_Work instructions_. Reproduce the listing below without changes, except that pictures are left out.

==========

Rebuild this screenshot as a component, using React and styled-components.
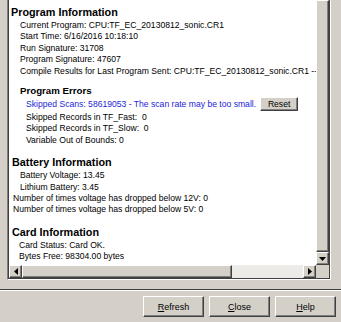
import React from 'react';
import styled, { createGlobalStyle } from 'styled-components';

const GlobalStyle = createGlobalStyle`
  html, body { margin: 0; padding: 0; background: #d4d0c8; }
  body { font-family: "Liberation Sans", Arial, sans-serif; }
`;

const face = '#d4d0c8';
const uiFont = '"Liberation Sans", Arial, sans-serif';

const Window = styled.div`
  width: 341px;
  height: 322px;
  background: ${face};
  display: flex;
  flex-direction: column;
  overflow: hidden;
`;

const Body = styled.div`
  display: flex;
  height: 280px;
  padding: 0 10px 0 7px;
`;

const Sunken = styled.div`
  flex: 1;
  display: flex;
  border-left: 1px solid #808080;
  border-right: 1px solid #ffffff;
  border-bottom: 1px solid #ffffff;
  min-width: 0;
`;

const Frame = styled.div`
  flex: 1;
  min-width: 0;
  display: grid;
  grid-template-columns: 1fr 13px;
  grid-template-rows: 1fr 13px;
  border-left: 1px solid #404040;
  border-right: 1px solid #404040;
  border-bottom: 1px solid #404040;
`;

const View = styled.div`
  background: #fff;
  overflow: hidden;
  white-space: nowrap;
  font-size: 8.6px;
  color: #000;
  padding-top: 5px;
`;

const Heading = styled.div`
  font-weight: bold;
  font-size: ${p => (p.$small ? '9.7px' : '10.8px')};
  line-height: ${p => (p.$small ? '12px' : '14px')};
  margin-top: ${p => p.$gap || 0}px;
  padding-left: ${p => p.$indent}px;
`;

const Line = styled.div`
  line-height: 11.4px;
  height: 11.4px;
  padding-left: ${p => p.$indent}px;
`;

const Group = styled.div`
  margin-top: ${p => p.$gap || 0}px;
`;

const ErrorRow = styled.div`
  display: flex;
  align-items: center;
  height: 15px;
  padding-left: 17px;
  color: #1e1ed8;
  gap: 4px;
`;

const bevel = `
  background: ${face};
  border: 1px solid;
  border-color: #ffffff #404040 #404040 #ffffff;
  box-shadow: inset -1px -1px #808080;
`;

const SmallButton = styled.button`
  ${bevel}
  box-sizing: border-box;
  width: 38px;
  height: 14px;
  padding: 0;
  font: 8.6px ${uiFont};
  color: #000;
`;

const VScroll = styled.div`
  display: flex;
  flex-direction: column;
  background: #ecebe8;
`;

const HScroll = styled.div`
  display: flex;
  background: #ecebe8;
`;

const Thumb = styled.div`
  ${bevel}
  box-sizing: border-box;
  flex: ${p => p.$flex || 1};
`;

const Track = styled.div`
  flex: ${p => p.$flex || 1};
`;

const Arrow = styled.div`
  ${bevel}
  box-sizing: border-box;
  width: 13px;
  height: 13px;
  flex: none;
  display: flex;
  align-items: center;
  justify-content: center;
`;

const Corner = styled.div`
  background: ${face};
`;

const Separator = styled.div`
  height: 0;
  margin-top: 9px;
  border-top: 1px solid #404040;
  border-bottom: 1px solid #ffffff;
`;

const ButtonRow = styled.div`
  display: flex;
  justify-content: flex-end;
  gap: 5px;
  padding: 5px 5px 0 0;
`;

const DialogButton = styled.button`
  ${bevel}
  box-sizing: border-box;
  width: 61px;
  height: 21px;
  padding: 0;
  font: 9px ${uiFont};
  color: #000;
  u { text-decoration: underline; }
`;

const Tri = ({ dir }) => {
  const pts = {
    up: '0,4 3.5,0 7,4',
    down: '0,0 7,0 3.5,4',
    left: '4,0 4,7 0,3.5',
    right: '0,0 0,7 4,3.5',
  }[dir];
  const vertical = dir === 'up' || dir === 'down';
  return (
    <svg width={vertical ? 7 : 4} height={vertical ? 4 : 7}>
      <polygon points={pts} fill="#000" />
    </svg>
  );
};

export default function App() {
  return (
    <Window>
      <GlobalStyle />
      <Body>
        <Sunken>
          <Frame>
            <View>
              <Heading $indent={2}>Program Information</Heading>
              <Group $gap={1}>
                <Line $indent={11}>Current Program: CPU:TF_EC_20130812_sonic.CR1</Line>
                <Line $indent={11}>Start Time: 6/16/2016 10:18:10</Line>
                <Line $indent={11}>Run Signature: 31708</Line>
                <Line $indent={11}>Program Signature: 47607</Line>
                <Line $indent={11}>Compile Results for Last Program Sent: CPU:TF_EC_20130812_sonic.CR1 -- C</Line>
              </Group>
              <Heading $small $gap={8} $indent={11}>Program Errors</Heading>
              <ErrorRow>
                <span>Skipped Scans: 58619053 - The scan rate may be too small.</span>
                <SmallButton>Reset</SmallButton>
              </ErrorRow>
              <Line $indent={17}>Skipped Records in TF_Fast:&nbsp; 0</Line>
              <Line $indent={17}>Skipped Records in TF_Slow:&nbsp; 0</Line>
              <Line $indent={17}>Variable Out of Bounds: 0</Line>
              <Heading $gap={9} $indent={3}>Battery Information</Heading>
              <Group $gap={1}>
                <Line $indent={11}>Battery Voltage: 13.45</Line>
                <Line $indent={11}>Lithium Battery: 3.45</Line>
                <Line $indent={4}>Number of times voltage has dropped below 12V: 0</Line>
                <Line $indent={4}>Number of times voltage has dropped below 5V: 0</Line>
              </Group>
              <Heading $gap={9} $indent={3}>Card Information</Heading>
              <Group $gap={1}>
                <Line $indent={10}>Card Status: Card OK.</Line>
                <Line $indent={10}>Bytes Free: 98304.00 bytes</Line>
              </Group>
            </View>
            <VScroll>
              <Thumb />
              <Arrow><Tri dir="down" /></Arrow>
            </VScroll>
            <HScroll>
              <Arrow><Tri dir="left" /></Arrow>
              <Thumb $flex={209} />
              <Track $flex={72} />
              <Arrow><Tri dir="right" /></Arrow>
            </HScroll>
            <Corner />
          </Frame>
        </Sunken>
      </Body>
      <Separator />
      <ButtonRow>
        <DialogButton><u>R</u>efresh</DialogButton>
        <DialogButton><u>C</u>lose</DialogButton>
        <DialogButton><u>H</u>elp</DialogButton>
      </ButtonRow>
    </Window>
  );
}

==========

_Response_.
Rebuild this screenshot as a component, using React and styled-components.
import React from 'react';
import styled, { createGlobalStyle } from 'styled-components';

const GlobalStyle = createGlobalStyle`
  html, body { margin: 0; padding: 0; background: #d4d0c8; }
  body { font-family: "Liberation Sans", Arial, sans-serif; }
`;

const face = '#d4d0c8';
const uiFont = '"Liberation Sans", Arial, sans-serif';

const Window = styled.div`
  width: 341px;
  height: 322px;
  background: ${face};
  display: flex;
  flex-direction: column;
  overflow: hidden;
`;

const Body = styled.div`
  display: flex;
  height: 280px;
  padding: 0 10px 0 7px;
`;

const Sunken = styled.div`
  flex: 1;
  display: flex;
  border-left: 1px solid #808080;
  border-right: 1px solid #ffffff;
  border-bottom: 1px solid #ffffff;
  min-width: 0;
`;

const Frame = styled.div`
  flex: 1;
  min-width: 0;
  display: grid;
  grid-template-columns: 1fr 13px;
  grid-template-rows: 1fr 13px;
  border-left: 1px solid #404040;
  border-right: 1px solid #404040;
  border-bottom: 1px solid #404040;
`;

const View = styled.div`
  background: #fff;
  overflow: hidden;
  white-space: nowrap;
  font-size: 8.6px;
  color: #000;
  padding-top: 5px;
`;

const Heading = styled.div`
  font-weight: bold;
  font-size: ${p => (p.$small ? '9.7px' : '10.8px')};
  line-height: ${p => (p.$small ? '12px' : '14px')};
  margin-top: ${p => p.$gap || 0}px;
  padding-left: ${p => p.$indent}px;
`;

const Line = styled.div`
  line-height: 11.4px;
  height: 11.4px;
  padding-left: ${p => p.$indent}px;
`;

const Group = styled.div`
  margin-top: ${p => p.$gap || 0}px;
`;

const ErrorRow = styled.div`
  display: flex;
  align-items: center;
  height: 15px;
  padding-left: 17px;
  color: #1e1ed8;
  gap: 4px;
`;

const bevel = `
  background: ${face};
  border: 1px solid;
  border-color: #ffffff #404040 #404040 #ffffff;
  box-shadow: inset -1px -1px #808080;
`;

const SmallButton = styled.button`
  ${bevel}
  box-sizing: border-box;
  width: 38px;
  height: 14px;
  padding: 0;
  font: 8.6px ${uiFont};
  color: #000;
`;

const VScroll = styled.div`
  display: flex;
  flex-direction: column;
  background: #ecebe8;
`;

const HScroll = styled.div`
  display: flex;
  background: #ecebe8;
`;

const Thumb = styled.div`
  ${bevel}
  box-sizing: border-box;
  flex: ${p => p.$flex || 1};
`;

const Track = styled.div`
  flex: ${p => p.$flex || 1};
`;

const Arrow = styled.div`
  ${bevel}
  box-sizing: border-box;
  width: 13px;
  height: 13px;
  flex: none;
  display: flex;
  align-items: center;
  justify-content: center;
`;

const Corner = styled.div`
  background: ${face};
`;

const Separator = styled.div`
  height: 0;
  margin-top: 9px;
  border-top: 1px solid #404040;
  border-bottom: 1px solid #ffffff;
`;

const ButtonRow = styled.div`
  display: flex;
  justify-content: flex-end;
  gap: 5px;
  padding: 5px 5px 0 0;
`;

const DialogButton = styled.button`
  ${bevel}
  box-sizing: border-box;
  width: 61px;
  height: 21px;
  padding: 0;
  font: 9px ${uiFont};
  color: #000;
  u { text-decoration: underline; }
`;

const Tri = ({ dir }) => {
  const pts = {
    up: '0,4 3.5,0 7,4',
    down: '0,0 7,0 3.5,4',
    left: '4,0 4,7 0,3.5',
    right: '0,0 0,7 4,3.5',
  }[dir];
  const vertical = dir === 'up' || dir === 'down';
  return (
    <svg width={vertical ? 7 : 4} height={vertical ? 4 : 7}>
      <polygon points={pts} fill="#000" />
    </svg>
  );
};

export default function App() {
  return (
    <Window>
      <GlobalStyle />
      <Body>
        <Sunken>
          <Frame>
            <View>
              <Heading $indent={2}>Program Information</Heading>
              <Group $gap={1}>
                <Line $indent={11}>Current Program: CPU:TF_EC_20130812_sonic.CR1</Line>
                <Line $indent={11}>Start Time: 6/16/2016 10:18:10</Line>
                <Line $indent={11}>Run Signature: 31708</Line>
                <Line $indent={11}>Program Signature: 47607</Line>
                <Line $indent={11}>Compile Results for Last Program Sent: CPU:TF_EC_20130812_sonic.CR1 -- C</Line>
              </Group>
              <Heading $small $gap={8} $indent={11}>Program Errors</Heading>
              <ErrorRow>
                <span>Skipped Scans: 58619053 - The scan rate may be too small.</span>
                <SmallButton>Reset</SmallButton>
              </ErrorRow>
              <Line $indent={17}>Skipped Records in TF_Fast:&nbsp; 0</Line>
              <Line $indent={17}>Skipped Records in TF_Slow:&nbsp; 0</Line>
              <Line $indent={17}>Variable Out of Bounds: 0</Line>
              <Heading $gap={9} $indent={3}>Battery Information</Heading>
              <Group $gap={1}>
                <Line $indent={11}>Battery Voltage: 13.45</Line>
                <Line $indent={11}>Lithium Battery: 3.45</Line>
                <Line $indent={4}>Number of times voltage has dropped below 12V: 0</Line>
                <Line $indent={4}>Number of times voltage has dropped below 5V: 0</Line>
              </Group>
              <Heading $gap={9} $indent={3}>Card Information</Heading>
              <Group $gap={1}>
                <Line $indent={10}>Card Status: Card OK.</Line>
                <Line $indent={10}>Bytes Free: 98304.00 bytes</Line>
              </Group>
            </View>
            <VScroll>
              <Thumb />
              <Arrow><Tri dir="down" /></Arrow>
            </VScroll>
            <HScroll>
              <Arrow><Tri dir="left" /></Arrow>
              <Thumb $flex={209} />
              <Track $flex={72} />
              <Arrow><Tri dir="right" /></Arrow>
            </HScroll>
            <Corner />
          </Frame>
        </Sunken>
      </Body>
      <Separator />
      <ButtonRow>
        <DialogButton><u>R</u>efresh</DialogButton>
        <DialogButton><u>C</u>lose</DialogButton>
        <DialogButton><u>H</u>elp</DialogButton>
      </ButtonRow>
    </Window>
  );
}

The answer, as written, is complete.